An incandescent solid or liquid gives a continuous spectrum, i.e. all the different wave-lengths are represented, but the part of the spectrum which has the greatest energy is different for different substances and for different temperatures: cf. arc and gas flame in Fig. 16. This is quite in keeping with the idea already suggested that in solids and liquids there are electrons of almost every period of vibration. When they are agitated by being heated, a mixture of simple waves of all periods will be sent out giving a very irregular wave.

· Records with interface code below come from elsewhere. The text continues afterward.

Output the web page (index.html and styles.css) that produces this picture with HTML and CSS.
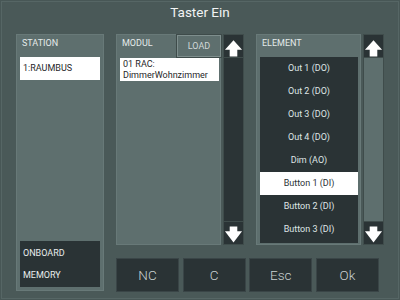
FILE: index.html
```html
<!DOCTYPE html>
<html lang="de">
<head>
  <meta charset="UTF-8">
  <title>Taster Ein</title>
  <link rel="stylesheet" href="styles.css">
</head>
<body>

<div class="window">
  <div class="title">Taster Ein</div>

  <div class="main">
    <!-- Station -->
    <div class="panel station">
      <div class="panel-head">STATION</div>
      <div class="field">1:RAUMBUS</div>
      <div class="spacer"></div>
      <div class="memory">
        <div class="memory-row">ONBOARD</div>
        <div class="memory-row">MEMORY</div>
      </div>
    </div>

    <div class="right">
      <div class="panels">
        <!-- Modul -->
        <div class="panel modul">
          <div class="panel-head">
            <span>MODUL</span>
            <button class="load">LOAD</button>
          </div>
          <div class="field field-two">
            <div>01 RAC:</div>
            <div>DimmerWohnzimmer</div>
          </div>
        </div>
        <div class="scroll scroll-dark">
          <div class="arrow">
            <svg viewBox="0 0 20 23" width="20" height="23"><polygon points="10,5 19,15 14,15 14,22 6,22 6,15 1,15" fill="#fff"/></svg>
          </div>
          <div class="track"></div>
          <div class="arrow">
            <svg viewBox="0 0 20 23" width="20" height="23"><polygon points="6,4 14,4 14,9 19,9 10,21 1,9 6,9" fill="#fff"/></svg>
          </div>
        </div>

        <!-- Element -->
        <div class="panel element">
          <div class="panel-head">ELEMENT</div>
          <ul class="list">
            <li>Out 1 (DO)</li>
            <li>Out 2 (DO)</li>
            <li>Out 3 (DO)</li>
            <li>Out 4 (DO)</li>
            <li>Dim (AO)</li>
            <li class="selected">Button 1 (DI)</li>
            <li>Button 2 (DI)</li>
            <li>Button 3 (DI)</li>
          </ul>
        </div>
        <div class="scroll scroll-light">
          <div class="arrow">
            <svg viewBox="0 0 20 23" width="20" height="23"><polygon points="10,5 19,15 14,15 14,22 6,22 6,15 1,15" fill="#fff"/></svg>
          </div>
          <div class="track"></div>
          <div class="arrow">
            <svg viewBox="0 0 20 23" width="20" height="23"><polygon points="6,4 14,4 14,9 19,9 10,21 1,9 6,9" fill="#fff"/></svg>
          </div>
        </div>
      </div>

      <div class="buttons">
        <button class="key">NC</button>
        <button class="key">C</button>
        <button class="key">Esc</button>
        <button class="key">Ok</button>
      </div>
    </div>
  </div>
</div>

</body>
</html>
```

FILE: styles.css
```css
* {
  margin: 0;
  padding: 0;
  box-sizing: border-box;
}
body {
  width: 400px;
  height: 300px;
  background: #485756;
  font-family: Roboto, 'Liberation Sans', sans-serif;
  overflow: hidden;
}
.window {
  width: 398px;
  height: 298px;
  margin: 1px;
  border: 1px solid #566665;
  background: #4a5958;
}
.title {
  height: 32px;
  line-height: 20px;
  text-align: center;
  font-size: 13.5px;
  color: #f2f4f4;
}
.main {
  display: flex;
  gap: 12px;
  padding-left: 14px;
}
.panel {
  background: #5e6f6e;
  border: 1px solid #687978;
  display: flex;
  flex-direction: column;
}
.panel-head {
  height: 22px;
  line-height: 17px;
  padding-left: 5px;
  font-size: 9px;
  color: #e4eaea;
}
.field {
  background: #fff;
  color: #1f2729;
  font-size: 9px;
  height: 23px;
  line-height: 23px;
  padding-left: 3px;
  margin: 0 3px;
}

/* station */
.station {
  width: 88px;
  height: 257px;
}
.spacer {
  flex: 1;
}
.memory {
  background: #2a3335;
  margin: 0 3px 3px;
  height: 46px;
  padding-top: 1px;
}
.memory-row {
  height: 22px;
  line-height: 22px;
  padding-left: 3px;
  font-size: 9px;
  color: #e8eded;
}

/* right side */
.right {
  display: flex;
  flex-direction: column;
  gap: 13px;
}
.panels {
  display: flex;
  height: 211px;
}
.modul {
  width: 105px;
}
.modul .panel-head {
  height: 23px;
  display: flex;
  justify-content: space-between;
  align-items: flex-start;
}
.load {
  width: 44px;
  height: 22px;
  margin-right: -1px;
  background: #5e6f6e;
  border: 1px solid #7e8e8d;
  box-shadow: 0 0 0 1px #3e4b4a;
  color: #d0d8d8;
  font-family: Roboto, sans-serif;
  font-size: 9px;
}
.field-two {
  line-height: 11px;
  padding-top: 1px;
  margin: 0 1px 0 3px;
}
.scroll {
  width: 21px;
  margin-left: 2px;
  display: flex;
  flex-direction: column;
  border: 1px solid #3f4c4b;
}
.arrow {
  height: 22px;
  background: #2a3335;
  display: flex;
  justify-content: center;
}
.arrow svg {
  display: block;
}
.track {
  flex: 1;
  border-top: 1px solid #3f4c4b;
  border-bottom: 1px solid #3f4c4b;
}
.scroll-dark .track {
  background: #2b3436;
}
.scroll-light .track {
  background: #5e6f6e;
}
.element {
  width: 105px;
  margin-left: 12px;
}
.list {
  list-style: none;
  background: #2a3335;
  margin: 0 2px 0 3px;
  height: 186px;
}
.list li {
  height: 23px;
  line-height: 23px;
  text-align: center;
  font-size: 9px;
  color: #dfe5e5;
}
.list li.selected {
  background: #fff;
  color: #2a3335;
}

/* bottom buttons */
.buttons {
  display: grid;
  grid-template-columns: repeat(4, 63px);
  column-gap: 3.67px;
  height: 34px;
}
.key {
  background: #2a3335;
  border: 1px solid #3a4547;
  color: #c9d1d1;
  font-family: Roboto, sans-serif;
  font-weight: 300;
  font-size: 13.5px;
}
```
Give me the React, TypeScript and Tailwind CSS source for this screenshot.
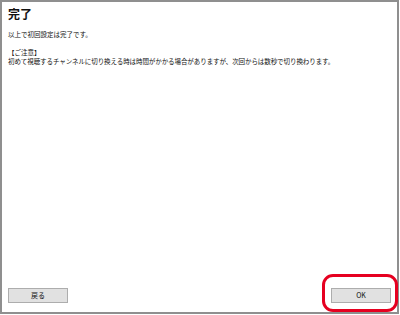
export default function App() {
  return (
    <div
      className="relative w-[400px] h-[315px] bg-white"
      style={{ fontFamily: '"Noto Sans CJK JP", "Noto Sans", sans-serif' }}
    >
      <div className="flex flex-col w-[399px] h-[314px] border-2 border-[#8f8f8f] bg-white text-[#111]">
        {/* ── Content ─────────────────────────────────────────── */}
        <div className="flex-1 pl-[6px] pt-[5px]">
          <h1 className="text-[12px] leading-[14px] font-bold">完了</h1>
          <p className="mt-[9px] text-[6.5px] leading-[9px]">以上で初回設定は完了です。</p>
          <p className="mt-[9px] text-[6.5px] leading-[9px]">【ご注意】</p>
          <p className="text-[6.5px] leading-[9px] tracking-[-0.08px]">
            初めて視聴するチャンネルに切り換える時は時間がかかる場合がありますが、次回からは数秒で切り換わります。
          </p>
        </div>

        {/* ── Buttons ─────────────────────────────────────────── */}
        <div className="flex items-center justify-between pl-[6px] pr-[6px] pb-[9px]">
          <button className="w-[60px] h-[15px] bg-[#e1e1e1] border border-[#adadad] text-[7px] leading-none text-[#111]">
            戻る
          </button>
          <button className="w-[60px] h-[15px] bg-[#e1e1e1] border border-[#adadad] text-[7px] leading-none text-[#111]">
            OK
          </button>
        </div>
      </div>

      {/* annotation: red highlight around OK */}
      <div className="absolute left-[322px] top-[274px] w-[76px] h-[38px] rounded-[11px] border-[3px] border-[#e60020]" />
    </div>
  );
}
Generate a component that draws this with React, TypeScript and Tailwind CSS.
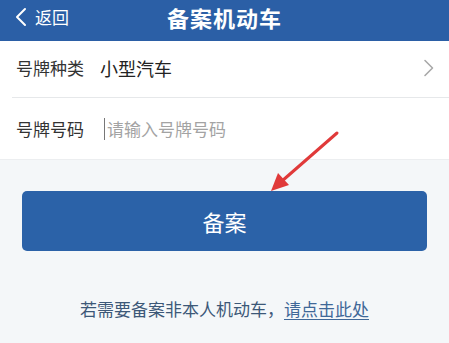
import React from "react";

const FONT = { fontFamily: '"Noto Sans CJK SC", "Noto Sans", sans-serif' };

export default function App() {
  return (
    <div className="relative min-h-[343px] w-full bg-[#f4f7f9]" style={FONT}>
      {/* Header */}
      <div className="grid h-[41px] grid-cols-[1fr_auto_1fr] items-center bg-[#2b5fa6] pb-[8px] text-white">
        <div className="flex items-center pl-[14px]">
          <svg width="14" height="20" viewBox="0 0 14 20" className="mr-[7px]">
            <path d="M11 2 L3 10 L11 18" fill="none" stroke="#fff" strokeWidth="2" strokeLinecap="round" strokeLinejoin="round" />
          </svg>
          <span className="text-[17px] leading-none">返回</span>
        </div>
        <h1 className="text-[22px] font-bold leading-none tracking-[1px]">备案机动车</h1>
        <div />
      </div>

      {/* Form */}
      <div className="bg-white">
        <div className="ml-[12px] flex h-[57px] items-center border-b border-[#e6e8ea] pb-[2px] pr-[14px]">
          <span className="w-[88px] pl-[4px] text-[17px] text-[#333]">号牌种类</span>
          <span className="flex-1 text-[18px] text-[#222]">小型汽车</span>
          <svg width="12" height="18" viewBox="0 0 12 18">
            <path d="M2 1.5 L9.5 9 L2 16.5" fill="none" stroke="#a9a9a9" strokeWidth="1.6" strokeLinecap="round" strokeLinejoin="round" />
          </svg>
        </div>
        <div className="flex h-[62px] items-center border-b border-[#eceef0] pl-[16px]">
          <span className="w-[88px] text-[17px] text-[#333]">号牌号码</span>
          <span className="mr-[2px] h-[22px] w-px bg-[#777]" />
          <span className="text-[17px] text-[#a3a3a3]">请输入号牌号码</span>
        </div>
      </div>

      {/* Submit */}
      <div className="px-[22px] pt-[31px]">
        <button className="flex h-[60px] w-full items-center justify-center rounded-[5px] bg-[#2b62a8] text-[22px] text-white">
          备案
        </button>
      </div>

      <p className="mt-[46px] text-center text-[17px] leading-[24px] text-[#3c5878]">
        若需要备案非本人机动车，
        <span className="text-[#3f6898] underline underline-offset-[3px]">请点击此处</span>
      </p>

      {/* Red annotation arrow */}
      <svg className="pointer-events-none absolute left-0 top-0" width="449" height="343" viewBox="0 0 449 343">
        <line x1="337" y1="133" x2="282" y2="181" stroke="#e03a3a" strokeWidth="3" strokeLinecap="round" />
        <polygon points="271,191 278,173 289,185" fill="#e03a3a" />
      </svg>
    </div>
  );
}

Gases may also become incandescent. Thus when any compound of sodium is put into a colourless flame the flame becomes coloured an intense yellow. This is due to the vapour of sodium, and the agitation of the electrons in it is probably due to the chemical action in which the compound is split up into sodium and some other parts.

We may also make the gas incandescent by enclosing it at low pressure in a vacuum tube and passing an electrical discharge through it. The glow in the tube gives the spectrum of the gas. Incandescent gases give a very characteristic kind of spectrum. It consists usually of a limited number of narrow lines, the rest of the spectrum being almost perfectly dark. The light therefore consists of a few simple waves of perfectly definite period. This would suggest that in the atom of a gas there are only a few electrons which are concerned in the emission of the light waves.

Thus the spectra of gases and of incandescent solids are represented in character by the curves in Fig. 18.

FIG. 18.

Spectrum Analysis.—The lines in a gas spectrum are so sharply defined and are so definitely characteristic of the particular gas that they serve as a delicate method of detecting the presence of some elements. These spectra which are emitted by incandescent bodies are called emission spectra. But not only do different materials emit different kinds of light when raised to incandescence, but they also absorb light differently when it passes through them.

When white light is passed through some transparent solids or liquids and then through a prism, it is found that whole regions of the spectrum are absent. Thus a potassium permanganate solution which is not too concentrated absorbs the whole of the middle part of the spectrum, allowing the red and blue rays to pass through. Since with solids and liquids the absorbed regions are large and somewhat ill-defined, the absorption spectra are not of any great use in the detection of substances.

The absorption spectra of gases show the same sharply defined characteristics as the emission spectra. Thus if white light from an arc lamp passes through a flame coloured yellow with sodium vapour, the spectrum of the issuing light has two sharply defined narrow dark lines close together in the yellow part of the spectrum in exactly the same position as the two bright yellow lines which incandescent sodium vapour itself gives out. The flame has therefore absorbed just those waves which it gives out. This is perfectly general, and applies to solids and liquids as well as to gases. It is perfectly in keeping with our view of the refraction of light by the resonance of electrons to the Fourier's constituents which have the same period. For if the electrons have a certain period of vibration they will resound to waves of that period and therefore absorb their energy.